Google creates quite a spectacle

NEW YORK — If you think texting while walking is dangerous, just wait until everyone starts wearing Google’s futuristic, Internet-connected glasses.

While wearing a pair, you can see directions to your destination appear literally before your eyes. You can talk to friends over video chat, take a photo or even buy a few things online as you walk around.

These glasses can do anything you now need a smartphone or tablet computer to do — and then some.

Google gave a glimpse of “Project Glass” in a video and blog post this week. Still in an early prototype stage, the glasses open up endless possibilities — as well as challenges to safety, privacy and fashion sensibility.

The prototypes Google displayed have a sleek wrap-around look and appear nothing like clunky 3-D glasses. But if Google isn’t careful, they could be dismissed as a kind of Bluetooth earpiece of the future, a fashion faux-pas where bulky looks outweigh marginal utility.

In development for a couple of years, the project is the brainchild of Google X, the online search-leader’s secret facility that spawned the self-driving car and could one day send elevators into space.

If it takes off, it could bring reality another step closer to science fiction, where the line between human and machine blurs.

“My son is 4 years old and this is going to be his generation’s reality,” said Guy Bailey, who works as a social media supervisor for a university outside Atlanta. He expects it might even be followed by body implants, so that in 10 years or so you’ll be able to get such a “heads-up display” inside your head.

But is that what people want?

“There is a lot of data about the world that would be great if more people had access to as they are walking down the street,” said Jason Tester, research director at the nonprofit Institute For the Future in Palo Alto, Calif.
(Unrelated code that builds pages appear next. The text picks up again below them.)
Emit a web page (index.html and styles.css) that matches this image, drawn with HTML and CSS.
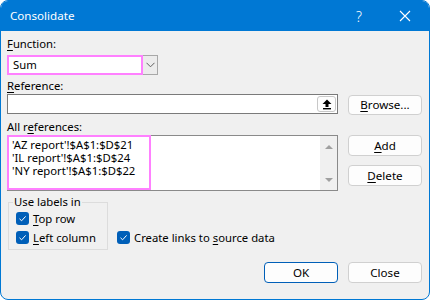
FILE: index.html
```html
<!DOCTYPE html>
<html lang="en">
<head>
    <meta charset="UTF-8">
    <title>Consolidate</title>
    <link rel="stylesheet" href="styles.css">
</head>
<body>

    <div class="window">
        <div class="title-bar">
            <span class="title">Consolidate</span>
            <span class="help">?</span>
            <svg class="close-x" width="12" height="12" viewBox="0 0 12 12">
                <path d="M1 1 L11 11 M11 1 L1 11" stroke="#fff" stroke-width="1.1" fill="none"/>
            </svg>
        </div>

        <div class="content">
            <div class="label first"><u>F</u>unction:</div>
            <div class="select">
                <div class="select-value">Sum</div>
                <div class="select-arrow">
                    <svg width="9" height="6" viewBox="0 0 9 6">
                        <path d="M0.5 0.8 L4.5 4.8 L8.5 0.8" stroke="#606060" stroke-width="1" fill="none"/>
                    </svg>
                </div>
            </div>

            <div class="label"><u>R</u>eference:</div>
            <div class="row">
                <div class="ref-input">
                    <div class="collapse-btn">
                        <svg width="10" height="11" viewBox="0 0 10 11">
                            <path d="M5 0.5 L9.5 5 L6.5 5 L6.5 8 L3.5 8 L3.5 5 L0.5 5 Z" fill="#000"/>
                            <rect x="1" y="9" width="8" height="1.4" fill="#000"/>
                        </svg>
                    </div>
                </div>
                <button class="btn browse"><u>B</u>rowse...</button>
            </div>

            <div class="label refs-label">All r<u>e</u>ferences:</div>
            <div class="row">
                <div class="ref-list">
                    <div class="ref-lines">
                        <div>'AZ report'!$A$1:$D$21</div>
                        <div>'IL report'!$A$1:$D$24</div>
                        <div>'NY report'!$A$1:$D$22</div>
                    </div>
                    <div class="scrollbar">
                        <span class="tri up"></span>
                        <span class="tri down"></span>
                    </div>
                </div>
                <div class="side-buttons">
                    <button class="btn"><u>A</u>dd</button>
                    <button class="btn"><u>D</u>elete</button>
                </div>
            </div>

            <div class="options">
                <fieldset class="group">
                    <legend>Use labels in</legend>
                    <div class="check-row">
                        <span class="checkbox"></span><span><u>T</u>op row</span>
                    </div>
                    <div class="check-row">
                        <span class="checkbox"></span><span><u>L</u>eft column</span>
                    </div>
                </fieldset>
                <div class="check-row links">
                    <span class="checkbox"></span><span>Create links to <u>s</u>ource data</span>
                </div>
            </div>

            <div class="footer">
                <button class="btn default">OK</button>
                <button class="btn">Close</button>
            </div>
        </div>
    </div>

</body>
</html>
```

FILE: styles.css
```css
body {
    margin: 0;
    background-color: #fff;
    font-family: "Noto Sans", "Open Sans", sans-serif;
    font-size: 11.3px;
    color: #000;
}
u {
    text-decoration-thickness: 1px;
    text-underline-offset: 2px;
}
.window {
    width: 430px;
    height: 300px;
    box-sizing: border-box;
    border: 1px solid #0078d4;
    border-radius: 8px;
    overflow: hidden;
    background-color: #f0f0f0;
}
.title-bar {
    height: 30px;
    background-color: #0078d4;
    color: #fff;
    display: flex;
    align-items: center;
    padding-left: 9px;
}
.title {
    flex: 1;
    font-size: 11.6px;
    padding-bottom: 1px;
}
.help {
    font-size: 14px;
    font-weight: 300;
    margin-right: 37px;
}
.close-x {
    margin-right: 18px;
}
.content {
    padding: 0 7px 0 6px;
}
.label {
    line-height: 16px;
    margin-top: 3px;
}
.label.first {
    margin-top: 5px;
}
.select {
    display: flex;
    margin-top: 3px;
    height: 20px;
}
.select-value {
    width: 136px;
    box-sizing: border-box;
    border: 2px solid #ff80ff;
    background-color: #fff;
    padding-left: 4px;
    line-height: 16px;
}
.select-arrow {
    width: 15px;
    box-sizing: border-box;
    border: 1px solid #a8a8a8;
    border-left: none;
    background-color: #ececec;
    display: flex;
    align-items: center;
    justify-content: center;
}
.row {
    display: flex;
    gap: 10px;
}
.ref-input {
    width: 331px;
    height: 20px;
    box-sizing: border-box;
    border: 1px solid #7a7a7a;
    background-color: #fff;
    display: flex;
    justify-content: flex-end;
    align-items: center;
    padding-right: 1px;
}
.collapse-btn {
    width: 19px;
    height: 16px;
    box-sizing: border-box;
    border: 1px solid #c8c8c8;
    border-radius: 3px;
    background-color: #fdfdfd;
    display: flex;
    align-items: center;
    justify-content: center;
}
.btn {
    width: 74px;
    height: 21px;
    box-sizing: border-box;
    border: 1px solid #d0d0d0;
    border-radius: 4px;
    background-color: #fdfdfd;
    font-family: inherit;
    font-size: 11.6px;
    color: #000;
    padding: 0;
    line-height: 16px;
}
.browse {
    height: 20px;
    margin-top: 1px;
}
.refs-label {
    margin-top: 4px;
}
.ref-list {
    width: 331px;
    height: 56px;
    box-sizing: border-box;
    border: 1px solid #8a8a8a;
    background-color: #fff;
    display: flex;
    position: relative;
}
.ref-lines {
    flex: 1;
    padding: 2px 0 0 4px;
    line-height: 13px;
}
/* pink highlight over the list */
.ref-lines::after {
    content: "";
    position: absolute;
    left: -1px;
    top: -1px;
    width: 144px;
    height: 55px;
    box-sizing: border-box;
    border: 2px solid #ff80ff;
}
.scrollbar {
    width: 17px;
    background-color: #f0f0f0;
    display: flex;
    flex-direction: column;
    align-items: center;
    justify-content: space-between;
    padding: 9px 0 8px;
    box-sizing: border-box;
}
.tri {
    width: 0;
    height: 0;
    border-left: 4px solid transparent;
    border-right: 4px solid transparent;
}
.tri.up {
    border-bottom: 4px solid #a0a0a0;
}
.tri.down {
    border-top: 4px solid #a0a0a0;
}
.side-buttons {
    display: flex;
    flex-direction: column;
    gap: 9px;
}
.options {
    display: flex;
    align-items: flex-end;
    margin-top: 3px;
}
.group {
    width: 100px;
    box-sizing: border-box;
    margin: 0 0 0 1px;
    padding: 0 4px 3px;
    border: 1px solid #dcdcdc;
    min-inline-size: 0;
}
.group legend {
    padding: 0 1px;
    line-height: 16px;
}
.check-row {
    display: flex;
    align-items: center;
    height: 17px;
    gap: 4px;
    padding-left: 3px;
}
.check-row + .check-row {
    margin-top: 2px;
}
.checkbox {
    width: 13px;
    height: 13px;
    border-radius: 3px;
    background-color: #005fb8;
    background-image: url("data:image/svg+xml,%3Csvg xmlns='http://www.w3.org/2000/svg' width='13' height='13'%3E%3Cpath d='M3.5 6.8 L5.6 8.8 L9.6 4.4' stroke='white' stroke-width='1' fill='none'/%3E%3C/svg%3E");
}
.links {
    margin-left: 6px;
    margin-bottom: 4px;
}
.footer {
    display: flex;
    justify-content: flex-end;
    gap: 10px;
    margin-top: 12px;
}
.btn.default {
    border-color: #005fb8;
}
```
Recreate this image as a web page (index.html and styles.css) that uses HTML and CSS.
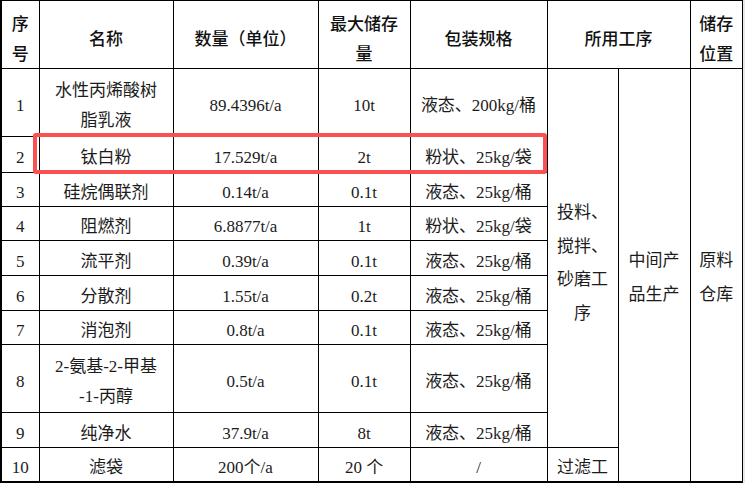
FILE: index.html
```html
<!DOCTYPE html>
<html lang="zh-CN">
<head>
<meta charset="utf-8">
<title>原料表</title>
<link rel="stylesheet" href="styles.css">
</head>
<body>
<div class="sheet">
  <table class="grid">
    <colgroup>
      <col class="c-no"><col class="c-name"><col class="c-qty"><col class="c-max"><col class="c-pack"><col class="c-proc"><col class="c-use"><col class="c-loc">
    </colgroup>
    <thead>
      <tr class="r-head">
        <th class="two">序<br>号</th>
        <th>名称</th>
        <th>数量（单位）</th>
        <th class="two">最大储存<br>量</th>
        <th>包装规格</th>
        <th colspan="2">所用工序</th>
        <th class="two">储存<br>位置</th>
      </tr>
    </thead>
    <tbody>
      <tr class="r-2">
        <td>1</td>
        <td class="two">水性丙烯酸树<br>脂乳液</td>
        <td>89.4396t/a</td>
        <td>10t</td>
        <td>液态、200kg/桶</td>
        <td rowspan="9" class="proc">投料、<br>搅拌、<br>砂磨工<br>序</td>
        <td rowspan="10" class="use">中间产<br>品生产</td>
        <td rowspan="10" class="use">原料<br>仓库</td>
      </tr>
      <tr class="r-b"><td>2</td><td>钛白粉</td><td>17.529t/a</td><td>2t</td><td>粉状、25kg/袋</td></tr>
      <tr class="r-1"><td>3</td><td>硅烷偶联剂</td><td>0.14t/a</td><td>0.1t</td><td>液态、25kg/桶</td></tr>
      <tr class="r-1"><td>4</td><td>阻燃剂</td><td>6.8877t/a</td><td>1t</td><td>粉状、25kg/袋</td></tr>
      <tr class="r-1b"><td>5</td><td>流平剂</td><td>0.39t/a</td><td>0.1t</td><td>液态、25kg/桶</td></tr>
      <tr class="r-1b"><td>6</td><td>分散剂</td><td>1.55t/a</td><td>0.2t</td><td>液态、25kg/桶</td></tr>
      <tr class="r-1"><td>7</td><td>消泡剂</td><td>0.8t/a</td><td>0.1t</td><td>液态、25kg/桶</td></tr>
      <tr class="r-2"><td>8</td><td class="two">2-氨基-2-甲基<br>-1-丙醇</td><td>0.5t/a</td><td>0.1t</td><td>液态、25kg/桶</td></tr>
      <tr class="r-1b"><td>9</td><td>纯净水</td><td>37.9t/a</td><td>8t</td><td>液态、25kg/桶</td></tr>
      <tr class="r-1"><td>10</td><td>滤袋</td><td>200个/a</td><td>20 个</td><td>/</td><td>过滤工</td></tr>
    </tbody>
  </table>
  <div class="mark"></div>
</div>
</body>
</html>
```

FILE: styles.css
```css
html, body {
  margin: 0;
  padding: 0;
  background: #e9e9e9;
}

.sheet {
  position: relative;
  width: 743px;
  height: 483px;
  overflow: hidden;
}

.grid {
  border-collapse: collapse;
  table-layout: fixed;
  width: 743px;
  background: #fff;
  border-left: 2px solid #000;
  border-right: 2px solid #000;
  border-top: 1px solid #000;
  border-bottom: 2px solid #000;
  font-family: "Liberation Serif", "Noto Sans CJK SC", serif;
  font-size: 17px;
  color: #1c1c1c;
}

.c-no { width: 38px; }
.c-name { width: 134px; }
.c-qty { width: 145px; }
.c-max { width: 92px; }
.c-pack { width: 137px; }
.c-proc { width: 71px; }
.c-use { width: 72px; }
.c-loc { width: 53px; }

.grid th,
.grid td {
  border: 1px solid #000;
  padding: 7px 2px 0;
  text-align: center;
  vertical-align: middle;
  line-height: 26px;
  white-space: nowrap;
  overflow: hidden;
}

.grid th {
  font-family: "Noto Sans CJK SC", sans-serif;
  font-weight: 500;
  color: #111;
}

.grid th.two,
.grid td.two {
  line-height: 30px;
}

.grid td.proc {
  padding-top: 10px;
  line-height: 33.5px;
}

.grid td.use {
  padding-top: 6px;
  line-height: 34px;
}

.r-head { height: 68px; }
.r-2 { height: 68px; }
.r-b { height: 36px; }
.r-1 { height: 34px; }
.r-1b { height: 35px; }

.mark {
  position: absolute;
  left: 33px;
  top: 133px;
  width: 506px;
  height: 33px;
  border: 4px solid #fa5050;
  border-radius: 3px;
}
```
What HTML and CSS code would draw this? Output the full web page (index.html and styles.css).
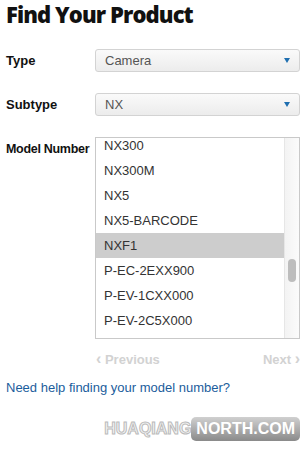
FILE: index.html
```html
<!DOCTYPE html>
<html lang="en">

<head>
    <meta charset="UTF-8">
    <title>Find Your Product</title>
    <link rel="stylesheet" href="styles.css">
</head>

<body>
    <h1 class="title">Find Your Product</h1>

    <div class="form">
        <div class="label">Type</div>
        <div class="select">
            <span>Camera</span>
            <span class="caret"></span>
        </div>

        <div class="label">Subtype</div>
        <div class="select">
            <span>NX</span>
            <span class="caret"></span>
        </div>

        <div class="label model">Model Number</div>
        <div class="listbox">
            <ul class="options">
                <li>NX300</li>
                <li>NX300M</li>
                <li>NX5</li>
                <li>NX5-BARCODE</li>
                <li class="selected">NXF1</li>
                <li>P-EC-2EXX900</li>
                <li>P-EV-1CXX000</li>
                <li>P-EV-2C5X000</li>
            </ul>
            <div class="track">
                <div class="thumb"></div>
            </div>
        </div>
    </div>

    <div class="pager">
        <span class="prev"><b>&lsaquo;</b> Previous</span>
        <span class="next">Next <b>&rsaquo;</b></span>
    </div>

    <a class="help" href="#">Need help finding your model number?</a>

    <div class="mark">
        <span class="mark-left">HUAQIANG</span><span class="mark-right">NORTH.COM</span>
    </div>
</body>

</html>
```
FILE: styles.css
```css
* {
    margin: 0;
    padding: 0;
    box-sizing: border-box;
}

body {
    width: 305px;
    height: 450px;
    padding: 0 5px 0 6px;
    background: #fff;
    font-family: "Liberation Sans", Arial, sans-serif;
    font-size: 13px;
    color: #333;
    overflow: hidden;
}

.title {
    font-family: "Open Sans", sans-serif;
    font-weight: 800;
    font-size: 22px;
    line-height: 28px;
    color: #111;
    letter-spacing: -0.9px;
}

.form {
    display: grid;
    grid-template-columns: 89px 205px;
    row-gap: 21px;
    margin-top: 21px;
    align-items: center;
}

.label {
    font-weight: bold;
    font-size: 13px;
    color: #111;
    white-space: nowrap;
}

.label.model {
    align-self: start;
    margin-top: 5px;
    font-size: 12.5px;
    letter-spacing: -0.3px;
}

.select {
    display: flex;
    justify-content: space-between;
    align-items: center;
    height: 23px;
    padding: 0 9px 0 9px;
    border: 1px solid #d3d3d3;
    border-radius: 3px;
    background: linear-gradient(#fafafa, #ececec);
    color: #555;
}

.caret {
    width: 0;
    height: 0;
    border-left: 3px solid transparent;
    border-right: 3px solid transparent;
    border-top: 5px solid #1f6fb0;
}

.listbox {
    display: flex;
    height: 202px;
    border: 1px solid #c9c9c9;
    overflow: hidden;
}

.options {
    flex: 1;
    list-style: none;
    margin-top: -5px;
}

.options li {
    height: 25px;
    line-height: 25px;
    padding-left: 8px;
    color: #333;
}

.options li.selected {
    background: #cdcdcd;
}

.track {
    width: 15px;
    border-left: 1px solid #e6e6e6;
    background: linear-gradient(90deg, #f3f3f3, #fbfbfb);
}

.thumb {
    width: 8px;
    height: 23px;
    margin: 121px 0 0 3px;
    border-radius: 4px;
    background: #bdbdbd;
}

.pager {
    display: flex;
    justify-content: space-between;
    margin: 11px 0 0 90px;
    font-weight: bold;
    color: #d2d2d2;
}

.pager b {
    font-size: 16px;
}

.help {
    display: block;
    margin-top: 12px;
    color: #1b5d9c;
    text-decoration: none;
}

.mark {
    display: flex;
    justify-content: flex-end;
    margin-top: 22px;
    font-family: "Liberation Sans", Arial, sans-serif;
    font-weight: bold;
    font-size: 16px;
}

.mark-left {
    color: #f4f4f4;
    -webkit-text-stroke: 1px #bbb;
    padding-top: 3px;
}

.mark-right {
    padding: 3px 5px;
    border-radius: 5px;
    background: linear-gradient(#d0d0d0, #8a8a8a);
    color: #fff;
}
```
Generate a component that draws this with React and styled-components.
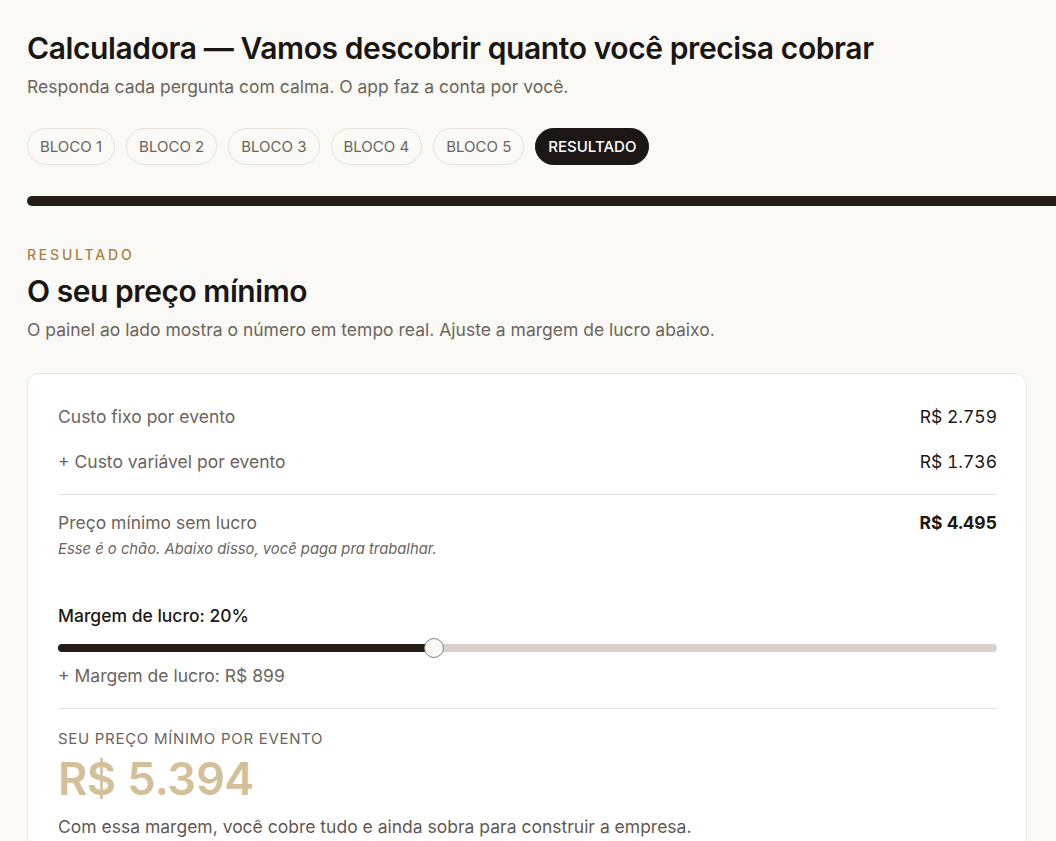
import React from "react";
import styled, { createGlobalStyle } from "styled-components";

const Global = createGlobalStyle`
  html, body { margin: 0; padding: 0; background: #faf9f6; overflow-x: hidden; }
  body { font-family: Inter, "Noto Sans", sans-serif; color: #1c1815; }
  * { box-sizing: border-box; }
`;

const Page = styled.div`
  padding: 30px 0 40px 27px;
`;

const Title = styled.h1`
  margin: 0;
  font-size: 30px;
  font-weight: 600;
  letter-spacing: -0.4px;
  line-height: 36px;
  color: #1a1613;
`;

const Sub = styled.p`
  margin: 8px 0 0;
  font-size: 17.5px;
  line-height: 26px;
  color: #6b645d;
`;

const Tabs = styled.div`
  display: flex;
  gap: 11px;
  margin-top: 28px;
`;

const Tab = styled.div`
  height: 37px;
  padding: 0 12px;
  display: flex;
  align-items: center;
  border-radius: 999px;
  font-size: 15px;
  text-transform: uppercase;
  border: 1px solid ${(p) => (p.$active ? "#1c1714" : "#e6e1db")};
  background: ${(p) => (p.$active ? "#1c1714" : "transparent")};
  color: ${(p) => (p.$active ? "#ffffff" : "#6b645d")};
  font-weight: ${(p) => (p.$active ? 500 : 400)};
`;

const Progress = styled.div`
  margin-top: 31px;
  height: 10px;
  width: 100vw;
  background: #221d19;
  border-radius: 5px 0 0 5px;
`;

const Section = styled.section`
  margin-top: 39px;
  width: 1000px;
`;

const Eyebrow = styled.div`
  font-size: 14px;
  font-weight: 500;
  letter-spacing: 2.8px;
  color: #a8823f;
  line-height: 20px;
`;

const H2 = styled.h2`
  margin: 7px 0 0;
  font-size: 30px;
  font-weight: 600;
  letter-spacing: -0.45px;
  line-height: 38px;
  color: #1a1613;
`;

const Desc = styled.p`
  margin: 7px 0 0;
  font-size: 17.5px;
  line-height: 26px;
  color: #6b645d;
`;

const Card = styled.div`
  margin-top: 30px;
  background: #ffffff;
  border: 1px solid #ebe6e0;
  border-radius: 12px;
  padding: 30px 29px 40px 30px;
`;

const Row = styled.div`
  display: flex;
  justify-content: space-between;
  align-items: baseline;
  font-size: 17.5px;
  line-height: 26px;
  margin-top: ${(p) => p.$mt || 0}px;
`;

const Label = styled.span`
  color: #6b645d;
`;

const Value = styled.span`
  color: #1c1815;
  font-variant-numeric: tabular-nums;
  font-weight: ${(p) => (p.$bold ? 700 : 400)};
`;

const Divider = styled.hr`
  border: none;
  border-top: 1px solid #e6e2dd;
  margin: ${(p) => p.$m || "0"};
`;

const Note = styled.div`
  font-size: 14.8px;
  font-style: italic;
  color: #6b645d;
  line-height: 20px;
  margin-top: 3px;
`;

const SliderLabel = styled.div`
  margin-top: 44px;
  font-size: 17.5px;
  font-weight: 500;
  line-height: 26px;
  color: #1c1815;
`;

const Track = styled.div`
  position: relative;
  margin-top: 15px;
  height: 8px;
  border-radius: 4px;
  background: #d6d3cf;
`;

const Fill = styled.div`
  height: 100%;
  border-radius: 4px 0 0 4px;
  background: #221d19;
`;

const Thumb = styled.div`
  position: absolute;
  top: 50%;
  width: 20px;
  height: 20px;
  margin-left: -10px;
  margin-top: -10px;
  border-radius: 50%;
  background: #faf9f6;
  border: 1px solid #85807b;
`;

const Plus = styled.div`
  margin-top: 11px;
  font-size: 17.5px;
  line-height: 26px;
  color: #6b645d;
`;

const FinalLabel = styled.div`
  font-size: 15px;
  letter-spacing: 0.7px;
  color: #6b645d;
  line-height: 20px;
`;

const Big = styled.div`
  margin-top: 3px;
  font-size: 45px;
  font-weight: 600;
  letter-spacing: -0.5px;
  line-height: 54px;
  color: #d3bf99;
  font-variant-numeric: tabular-nums;
`;

const FinalNote = styled.div`
  margin-top: 8px;
  font-size: 17.5px;
  line-height: 26px;
  color: #5f5953;
`;

const tabs = ["Bloco 1", "Bloco 2", "Bloco 3", "Bloco 4", "Bloco 5", "Resultado"];

export default function App() {
  const margin = 20;
  const pct = (margin / 50) * 100;
  return (
    <Page>
      <Global />
      <Title>Calculadora — Vamos descobrir quanto você precisa cobrar</Title>
      <Sub>Responda cada pergunta com calma. O app faz a conta por você.</Sub>
      <Tabs>
        {tabs.map((t, i) => (
          <Tab key={t} $active={i === tabs.length - 1}>{t}</Tab>
        ))}
      </Tabs>
      <Progress />
      <Section>
        <Eyebrow>RESULTADO</Eyebrow>
        <H2>O seu preço mínimo</H2>
        <Desc>O painel ao lado mostra o número em tempo real. Ajuste a margem de lucro abaixo.</Desc>
        <Card>
          <Row>
            <Label>Custo fixo por evento</Label>
            <Value>R$ 2.759</Value>
          </Row>
          <Row $mt={19}>
            <Label>+ Custo variável por evento</Label>
            <Value>R$ 1.736</Value>
          </Row>
          <Divider $m="19px 0 15px" />
          <Row>
            <Label>Preço mínimo sem lucro</Label>
            <Value $bold>R$ 4.495</Value>
          </Row>
          <Note>Esse é o chão. Abaixo disso, você paga pra trabalhar.</Note>
          <SliderLabel>Margem de lucro: {margin}%</SliderLabel>
          <Track>
            <Fill style={{ width: `${pct}%` }} />
            <Thumb style={{ left: `${pct}%` }} />
          </Track>
          <Plus>+ Margem de lucro: R$ 899</Plus>
          <Divider $m="19px 0 20px" />
          <FinalLabel>SEU PREÇO MÍNIMO POR EVENTO</FinalLabel>
          <Big>R$ 5.394</Big>
          <FinalNote>Com essa margem, você cobre tudo e ainda sobra para construir a empresa.</FinalNote>
        </Card>
      </Section>
    </Page>
  );
}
That said, “once that information is not only at our fingertips but literally in our field of view, it may become too much.”

Always-on smartphones with their constant Twitter feeds, real-time weather updates and “Angry Birds” games are already leaving people with a sense of information overload. But at least you can put your smartphone away. Having all that in front of your eyes could become too much.

“Sometimes you want to stop and smell the roses,” said Scott Steinberg, CEO of technology consulting company TechSavvy Global. “It doesn’t mean you want to call up every single fact about them on the Internet.”

Still, it doesn’t take much to imagine the possibilities. What if you could instantly see the Facebook profile of the person sitting next to you on the bus? Look through your wall to find out where electrical leads are, so you know where to drill?

“Not paint your house, because the people who looked at your house could see whatever color they wanted it in?” pondered veteran technology analyst Rob Enderle.

Wearing the glasses could turn the Internet into a tool in the same way that our memory is a tool now, mused science fiction writer and computer scientist Vernor Vinge. His 2007 book, “Rainbow’s End,” set in the not-so-distant future, has people interacting with the world through their contact lenses, as if they had a smartphone embedded in their eyes.

Unlike Google’s glasses, at least in their current state, Vinge’s lenses know what you are looking at and can augment your reality based on that. That could come next, though.

“Things we used to think were magic, we now take for granted: the ability to get a map instantly, to find information quickly and easily, to choose any video from millions on YouTube rather than just a few TV channels,” wrote Google CEO Larry Page in a letter posted on the company’s website Thursday.